--- DIRECTION ---
Go through the data below. List every line that holds the word "styles".

================================

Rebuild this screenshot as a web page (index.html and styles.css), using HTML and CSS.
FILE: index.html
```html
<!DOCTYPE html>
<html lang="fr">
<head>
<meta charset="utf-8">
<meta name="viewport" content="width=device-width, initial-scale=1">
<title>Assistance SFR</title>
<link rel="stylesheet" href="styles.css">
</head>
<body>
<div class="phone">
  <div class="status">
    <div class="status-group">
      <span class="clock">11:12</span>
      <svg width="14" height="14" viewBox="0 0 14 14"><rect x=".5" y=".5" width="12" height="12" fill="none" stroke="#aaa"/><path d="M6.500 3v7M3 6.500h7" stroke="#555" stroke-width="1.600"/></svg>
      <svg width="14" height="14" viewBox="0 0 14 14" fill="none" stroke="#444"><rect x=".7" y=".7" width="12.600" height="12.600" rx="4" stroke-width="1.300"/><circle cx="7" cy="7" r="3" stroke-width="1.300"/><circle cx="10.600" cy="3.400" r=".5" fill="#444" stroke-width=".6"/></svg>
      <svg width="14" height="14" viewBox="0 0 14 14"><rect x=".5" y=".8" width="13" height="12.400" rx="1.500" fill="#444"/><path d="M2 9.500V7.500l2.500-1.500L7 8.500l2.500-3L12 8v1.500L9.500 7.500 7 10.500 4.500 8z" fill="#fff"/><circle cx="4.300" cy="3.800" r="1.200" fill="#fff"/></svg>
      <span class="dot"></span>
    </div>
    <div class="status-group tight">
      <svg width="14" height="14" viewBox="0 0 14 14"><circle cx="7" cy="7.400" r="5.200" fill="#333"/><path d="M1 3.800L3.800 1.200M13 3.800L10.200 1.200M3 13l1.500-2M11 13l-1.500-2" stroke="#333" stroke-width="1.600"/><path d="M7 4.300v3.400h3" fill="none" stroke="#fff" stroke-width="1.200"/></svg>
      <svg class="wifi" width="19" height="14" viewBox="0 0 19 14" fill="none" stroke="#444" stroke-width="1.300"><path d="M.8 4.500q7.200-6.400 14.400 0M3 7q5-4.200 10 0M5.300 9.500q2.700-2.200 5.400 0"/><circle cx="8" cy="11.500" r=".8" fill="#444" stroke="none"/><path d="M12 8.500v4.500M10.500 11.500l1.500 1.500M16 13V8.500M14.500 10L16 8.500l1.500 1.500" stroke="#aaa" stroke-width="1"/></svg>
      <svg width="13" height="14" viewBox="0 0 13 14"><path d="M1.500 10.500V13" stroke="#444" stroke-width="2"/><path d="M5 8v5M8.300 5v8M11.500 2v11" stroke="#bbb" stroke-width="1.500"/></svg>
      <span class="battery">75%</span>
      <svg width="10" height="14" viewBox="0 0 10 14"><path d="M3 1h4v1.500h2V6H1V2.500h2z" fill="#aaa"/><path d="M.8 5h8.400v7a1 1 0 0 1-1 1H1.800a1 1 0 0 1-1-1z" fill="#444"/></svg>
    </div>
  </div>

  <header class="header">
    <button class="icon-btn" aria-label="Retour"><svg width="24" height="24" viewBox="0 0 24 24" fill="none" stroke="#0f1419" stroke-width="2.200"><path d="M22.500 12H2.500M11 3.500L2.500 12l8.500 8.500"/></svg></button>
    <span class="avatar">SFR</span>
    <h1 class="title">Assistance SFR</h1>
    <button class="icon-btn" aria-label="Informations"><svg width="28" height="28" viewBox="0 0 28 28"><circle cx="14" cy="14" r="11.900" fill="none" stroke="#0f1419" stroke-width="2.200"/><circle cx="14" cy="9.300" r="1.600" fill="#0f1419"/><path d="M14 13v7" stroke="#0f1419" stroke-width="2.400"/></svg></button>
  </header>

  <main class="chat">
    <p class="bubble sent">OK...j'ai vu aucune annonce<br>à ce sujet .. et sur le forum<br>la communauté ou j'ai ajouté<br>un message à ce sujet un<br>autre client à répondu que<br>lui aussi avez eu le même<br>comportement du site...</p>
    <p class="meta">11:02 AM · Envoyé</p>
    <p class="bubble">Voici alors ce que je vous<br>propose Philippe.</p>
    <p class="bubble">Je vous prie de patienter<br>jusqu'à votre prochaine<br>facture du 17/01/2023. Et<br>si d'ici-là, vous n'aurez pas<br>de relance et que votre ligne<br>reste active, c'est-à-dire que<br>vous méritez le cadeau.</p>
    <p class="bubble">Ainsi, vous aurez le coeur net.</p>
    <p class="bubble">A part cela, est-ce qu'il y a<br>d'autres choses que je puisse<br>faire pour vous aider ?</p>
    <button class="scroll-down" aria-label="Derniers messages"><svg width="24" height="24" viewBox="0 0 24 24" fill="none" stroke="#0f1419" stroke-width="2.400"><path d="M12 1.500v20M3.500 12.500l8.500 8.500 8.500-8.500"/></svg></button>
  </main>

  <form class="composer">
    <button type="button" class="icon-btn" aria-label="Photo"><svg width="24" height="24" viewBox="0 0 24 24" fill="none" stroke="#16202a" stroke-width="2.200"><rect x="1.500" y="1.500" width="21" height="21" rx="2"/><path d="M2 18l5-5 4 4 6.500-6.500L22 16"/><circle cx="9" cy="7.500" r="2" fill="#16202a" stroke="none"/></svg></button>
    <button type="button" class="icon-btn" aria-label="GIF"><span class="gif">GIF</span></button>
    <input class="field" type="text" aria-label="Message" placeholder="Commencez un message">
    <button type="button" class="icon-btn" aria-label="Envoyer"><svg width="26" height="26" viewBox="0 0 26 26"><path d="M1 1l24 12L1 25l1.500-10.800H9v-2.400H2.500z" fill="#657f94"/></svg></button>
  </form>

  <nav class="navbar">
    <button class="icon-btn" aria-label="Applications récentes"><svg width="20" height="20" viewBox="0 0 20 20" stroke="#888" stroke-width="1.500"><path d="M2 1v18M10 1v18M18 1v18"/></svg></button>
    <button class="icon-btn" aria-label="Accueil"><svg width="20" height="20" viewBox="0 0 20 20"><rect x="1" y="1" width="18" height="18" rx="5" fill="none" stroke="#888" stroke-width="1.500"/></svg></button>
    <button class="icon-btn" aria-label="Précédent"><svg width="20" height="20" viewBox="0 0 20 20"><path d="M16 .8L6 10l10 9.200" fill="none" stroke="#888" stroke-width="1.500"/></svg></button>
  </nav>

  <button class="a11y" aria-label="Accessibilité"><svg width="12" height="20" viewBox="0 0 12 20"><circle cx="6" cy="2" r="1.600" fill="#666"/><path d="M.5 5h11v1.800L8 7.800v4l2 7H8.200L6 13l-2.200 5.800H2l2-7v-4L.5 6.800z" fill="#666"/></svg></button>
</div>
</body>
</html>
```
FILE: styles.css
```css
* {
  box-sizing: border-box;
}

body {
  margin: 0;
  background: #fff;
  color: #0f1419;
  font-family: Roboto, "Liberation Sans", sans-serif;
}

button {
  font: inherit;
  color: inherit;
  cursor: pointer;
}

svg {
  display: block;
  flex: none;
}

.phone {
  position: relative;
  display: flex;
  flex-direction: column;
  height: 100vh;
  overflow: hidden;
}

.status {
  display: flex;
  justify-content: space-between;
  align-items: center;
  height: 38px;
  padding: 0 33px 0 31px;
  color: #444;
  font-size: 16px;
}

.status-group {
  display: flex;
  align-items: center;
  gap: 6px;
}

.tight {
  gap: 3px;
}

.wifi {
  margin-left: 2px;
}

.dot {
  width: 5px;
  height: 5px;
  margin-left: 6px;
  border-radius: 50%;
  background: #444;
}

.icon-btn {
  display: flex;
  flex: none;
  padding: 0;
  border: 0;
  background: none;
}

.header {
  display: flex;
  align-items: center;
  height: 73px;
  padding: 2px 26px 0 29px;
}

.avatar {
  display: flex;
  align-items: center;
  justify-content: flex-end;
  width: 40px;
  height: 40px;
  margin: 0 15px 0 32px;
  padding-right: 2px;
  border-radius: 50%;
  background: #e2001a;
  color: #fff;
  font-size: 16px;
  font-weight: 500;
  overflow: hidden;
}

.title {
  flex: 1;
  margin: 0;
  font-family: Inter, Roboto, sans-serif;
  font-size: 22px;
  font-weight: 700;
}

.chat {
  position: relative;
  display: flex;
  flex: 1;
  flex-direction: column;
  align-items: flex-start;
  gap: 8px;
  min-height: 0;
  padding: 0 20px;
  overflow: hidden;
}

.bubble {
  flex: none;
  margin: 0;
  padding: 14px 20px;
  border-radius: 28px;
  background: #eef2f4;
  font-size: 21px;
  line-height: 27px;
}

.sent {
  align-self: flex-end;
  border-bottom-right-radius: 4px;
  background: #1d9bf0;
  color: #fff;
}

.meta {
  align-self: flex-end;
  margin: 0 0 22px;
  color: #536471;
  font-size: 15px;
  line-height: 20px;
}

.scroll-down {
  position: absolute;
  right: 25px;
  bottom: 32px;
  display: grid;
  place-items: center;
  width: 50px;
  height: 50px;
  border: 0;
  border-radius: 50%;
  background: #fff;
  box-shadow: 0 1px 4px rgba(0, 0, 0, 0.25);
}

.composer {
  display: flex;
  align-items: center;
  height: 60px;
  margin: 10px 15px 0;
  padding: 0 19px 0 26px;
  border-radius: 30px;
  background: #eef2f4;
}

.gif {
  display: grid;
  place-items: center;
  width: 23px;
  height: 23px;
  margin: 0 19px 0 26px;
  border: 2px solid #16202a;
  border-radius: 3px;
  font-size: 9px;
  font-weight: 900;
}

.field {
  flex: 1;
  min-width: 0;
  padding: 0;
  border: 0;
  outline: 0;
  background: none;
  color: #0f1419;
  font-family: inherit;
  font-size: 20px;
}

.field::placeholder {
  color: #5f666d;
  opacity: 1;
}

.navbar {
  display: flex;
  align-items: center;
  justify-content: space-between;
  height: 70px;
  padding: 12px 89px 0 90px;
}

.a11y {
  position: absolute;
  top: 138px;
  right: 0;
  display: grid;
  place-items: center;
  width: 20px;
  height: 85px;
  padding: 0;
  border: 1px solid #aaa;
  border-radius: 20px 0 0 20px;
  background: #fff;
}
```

================================

--- RESULT OF THE TASK ---
Rebuild this screenshot as a web page (index.html and styles.css), using HTML and CSS.
<link rel="stylesheet" href="styles.css">
FILE: styles.css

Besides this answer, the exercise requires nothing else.